Not so hooked, though, that when Tennessee’s AD position came open in 2003, he didn’t consider moving south. Despite publicly denying interest in the Vols job, DeFilippo interviewed for the gig. He ultimately pulled himself out of the running and signed a contract extension to stay in Chestnut Hill, but not before his interest in the position became known to the media.

Six years later, that flirtation allowed DeFilippo’s critics to paint him as a hypocrite in the wake of the Jagodzinski controversy. But a far more widespread complaint is that DeFilippo is an incurable micromanager, especially when it comes to the football team. Greg Barber, a recently retired Boston College trustee and longtime patron of the football program, has been a vocal and persistent detractor of DeFilippo’s. (The two had a falling-out about five years ago.) He says DeFilippo’s tight grip led not only Jags to leave, but his predecessor, Tom O’Brien, too. “When administrators start to do the coaching, you get problems,” Barber says. As an example, he contends that after O’Brien’s departure, DeFilippo alienated at least one potential replacement by mandating which assistants he could and couldn’t hire. DeFilippo denies this, saying he only “recommended strongly” some names. One of those strong recommendations, it should be noted, was that then–assistant coach Spaziani be retained.

DeFilippo, of course, ended up hiring Jagodzinski—a move that ultimately led to this winter’s showdown. The reason for the Jags ultimatum, the AD says, is simply that his aspirations were bad for BC football. “Nobody can convince me that when someone’s out there looking for a job, it doesn’t affect recruiting,” DeFilippo says.

 

Winning at Boston College is a difficult trick. DeFilippo often jokes that some alumni want the school to be Harvard on Monday through Friday, and Alabama on Saturday afternoon. In order for BC to upgrade its athletic reputation from Notre Dame Lite to something like Duke or Stanford, the school would need to do something that it’s never done under DeFilippo: make it to one of college sports’ truly big-money events, either a major bowl game or a Final Four. But there’s a price to be paid for that type of on-field success. Check the news, and it seems that nearly every NCAA football or basketball title comes bundled with diminished academic standards, out-of-control spending, and embarrassing ethical lapses.

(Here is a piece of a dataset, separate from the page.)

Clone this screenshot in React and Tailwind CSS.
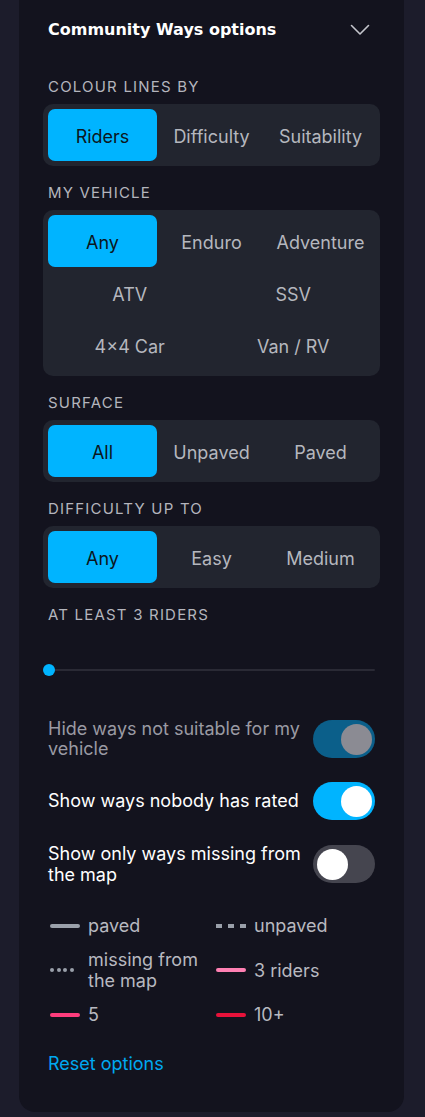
import React from "react";

const font = { fontFamily: "Inter, 'Noto Sans', sans-serif" };

function Label({ children, className = "" }) {
  return (
    <div className={"ml-[5px] h-5 pt-px text-[15px] leading-5 uppercase tracking-[0.08em] text-[#b4b5bd] " + className}>
      {children}
    </div>
  );
}

function Seg({ items, active = 0 }) {
  return (
    <div className="mt-2 rounded-[10px] bg-[#22252f] p-[5px] grid grid-cols-3">
      {items.map((t, i) => (
        <div
          key={t}
          className={
            "h-[52px] pt-[2px] flex items-center justify-center rounded-[7px] text-[18px] " +
            (i === active ? "bg-[#00b4ff] text-[#0c1620]" : "text-[#b5b7be]")
          }
        >
          {t}
        </div>
      ))}
    </div>
  );
}

function Toggle({ state }) {
  const bg = state === "dim" ? "bg-[#0b5f8a]" : state === "on" ? "bg-[#00b4ff]" : "bg-[#45454f]";
  const thumb = state === "dim" ? "bg-[#8b8b93]" : "bg-white";
  const just = state === "off" ? "justify-start" : "justify-end";
  return (
    <div className={"shrink-0 w-[62px] h-[38px] rounded-full p-[3.5px] flex items-center " + bg + " " + just}>
      <div className={"w-[31px] h-[31px] rounded-full " + thumb}></div>
    </div>
  );
}

function Swatch({ kind, color }) {
  if (kind === "dash") {
    return (
      <div className="w-[30px] h-[4px] ml-[2px] flex gap-[6px] shrink-0 overflow-hidden">
        <div className="w-[6px] h-full bg-[#9aa0aa] shrink-0"></div>
        <div className="w-[6px] h-full bg-[#9aa0aa] shrink-0"></div>
        <div className="w-[6px] h-full bg-[#9aa0aa] shrink-0"></div>
      </div>
    );
  }
  if (kind === "dot") {
    return (
      <div className="w-[30px] ml-[2px] flex gap-[2.7px] shrink-0">
        {[0, 1, 2, 3].map((i) => (
          <div key={i} className="w-[4px] h-[4px] rounded-full bg-[#9aa0aa]"></div>
        ))}
      </div>
    );
  }
  return <div className="w-[30px] h-[4px] ml-[2px] rounded-full shrink-0" style={{ background: color }}></div>;
}

function LegendItem({ kind, color, children }) {
  return (
    <div className="flex items-center gap-2 text-[18px] leading-[21px] text-[#b8b9c0]">
      <Swatch kind={kind} color={color} />
      <div>{children}</div>
    </div>
  );
}

export default function App() {
  return (
    <div className="min-h-[1117px] w-[425px] bg-[#1c1c2b]" style={font}>
      <div className="ml-[19px] w-[385px] bg-[#13131e] rounded-b-2xl px-6 pb-[38px]">
        <div className="h-[60px] flex items-center justify-between">
          <div
            className="ml-[5px] text-[16px] font-bold text-white"
            style={{ fontFamily: "'DejaVu Sans', sans-serif" }}
          >
            Community Ways options
          </div>
          <svg width="20" height="12" viewBox="0 0 20 12" className="mr-[10px]" fill="none">
            <path d="M1.5 1.5 L10 10 L18.5 1.5" stroke="#c4c5cc" strokeWidth="1.6" strokeLinecap="round" strokeLinejoin="round" />
          </svg>
        </div>

        <Label className="mt-4">Colour lines by</Label>
        <Seg items={["Riders", "Difficulty", "Suitability"]} />

        <Label className="mt-4">My vehicle</Label>
        <div className="mt-2 rounded-[10px] bg-[#22252f] p-[5px]">
          <div className="grid grid-cols-3">
            {["Any", "Enduro", "Adventure"].map((t, i) => (
              <div
                key={t}
                className={
                  "h-[52px] pt-[2px] flex items-center justify-center rounded-[7px] text-[18px] " +
                  (i === 0 ? "bg-[#00b4ff] text-[#0c1620]" : "text-[#b5b7be]")
                }
              >
                {t}
              </div>
            ))}
          </div>
          <div className="grid grid-cols-2">
            {["ATV", "SSV", "4×4 Car", "Van / RV"].map((t) => (
              <div key={t} className="h-[52px] pt-[2px] flex items-center justify-center text-[18px] text-[#b5b7be]">
                {t}
              </div>
            ))}
          </div>
        </div>

        <Label className="mt-4">Surface</Label>
        <Seg items={["All", "Unpaved", "Paved"]} />

        <Label className="mt-4">Difficulty up to</Label>
        <Seg items={["Any", "Easy", "Medium"]} />

        <Label className="mt-4">At least 3 riders</Label>
        <div className="mt-10 ml-[5px] mr-[5px] h-3 relative flex items-center">
          <div className="w-full h-[2px] bg-[#2a2a35] rounded-full"></div>
          <div className="absolute left-[-5px] top-0 w-3 h-3 rounded-full bg-[#00b4ff]"></div>
        </div>

        <div className="mt-[43px] ml-[5px] mr-[5px] flex flex-col gap-[23px]">
          <div className="flex items-center justify-between gap-3">
            <div className="text-[18px] leading-5 text-[#9a9aa3]">Hide ways not suitable for my vehicle</div>
            <Toggle state="dim" />
          </div>
          <div className="flex items-center justify-between gap-3">
            <div className="text-[18px] leading-5 text-white">Show ways nobody has rated</div>
            <Toggle state="on" />
          </div>
          <div className="flex items-center justify-between gap-3">
            <div className="text-[18px] leading-[21px] text-white">Show only ways missing from the map</div>
            <Toggle state="off" />
          </div>
        </div>

        <div className="mt-[30px] ml-[5px] grid grid-cols-2 gap-y-[13px]">
          <LegendItem kind="solid" color="#9aa0aa">paved</LegendItem>
          <LegendItem kind="dash">unpaved</LegendItem>
          <LegendItem kind="dot">missing from the map</LegendItem>
          <LegendItem kind="solid" color="#ff80b3">3 riders</LegendItem>
          <LegendItem kind="solid" color="#ff3d7d">5</LegendItem>
          <LegendItem kind="solid" color="#e8123a">10+</LegendItem>
        </div>

        <div className="mt-[29px] ml-[5px] text-[18px] leading-5 text-[#00a8f0]">Reset options</div>
      </div>
    </div>
  );
}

DeFilippo is not that kind of AD. Rather, he is exactly the kind of AD that university president Father William Leahy wants. Famously indifferent to sports, Leahy is likely more impressed by his school’s ability to draw 40 percent more applicants from the South since joining the ACC than by its performance on the field. Thus, DeFilippo can feel free to jettison players who fail to meet BC’s academic standards. This summer, for instance, the Eagles’ presumed starting quarterback, Dominique Davis, failed out. A different school might have fudged Davis’s grades to keep him around—after all, he was the Eagles’ only option at quarterback. DeFilippo didn’t do that. That type of decision-making is probably why, in the wake of the Jagodzinski affair, Leahy signed him to a contract extension through 2014.

Granted, DeFilippo’s overbearing style may mean that Boston College won’t be able to lure the sort of hotshot coach who could vault the school into the top tier of the nation’s football programs. But it also means that BC’s athletic program won’t ever sink to the moral depths seen at places like Memphis and the University of Miami. On the field, the Eagles may be worse for it, but Boston College is better.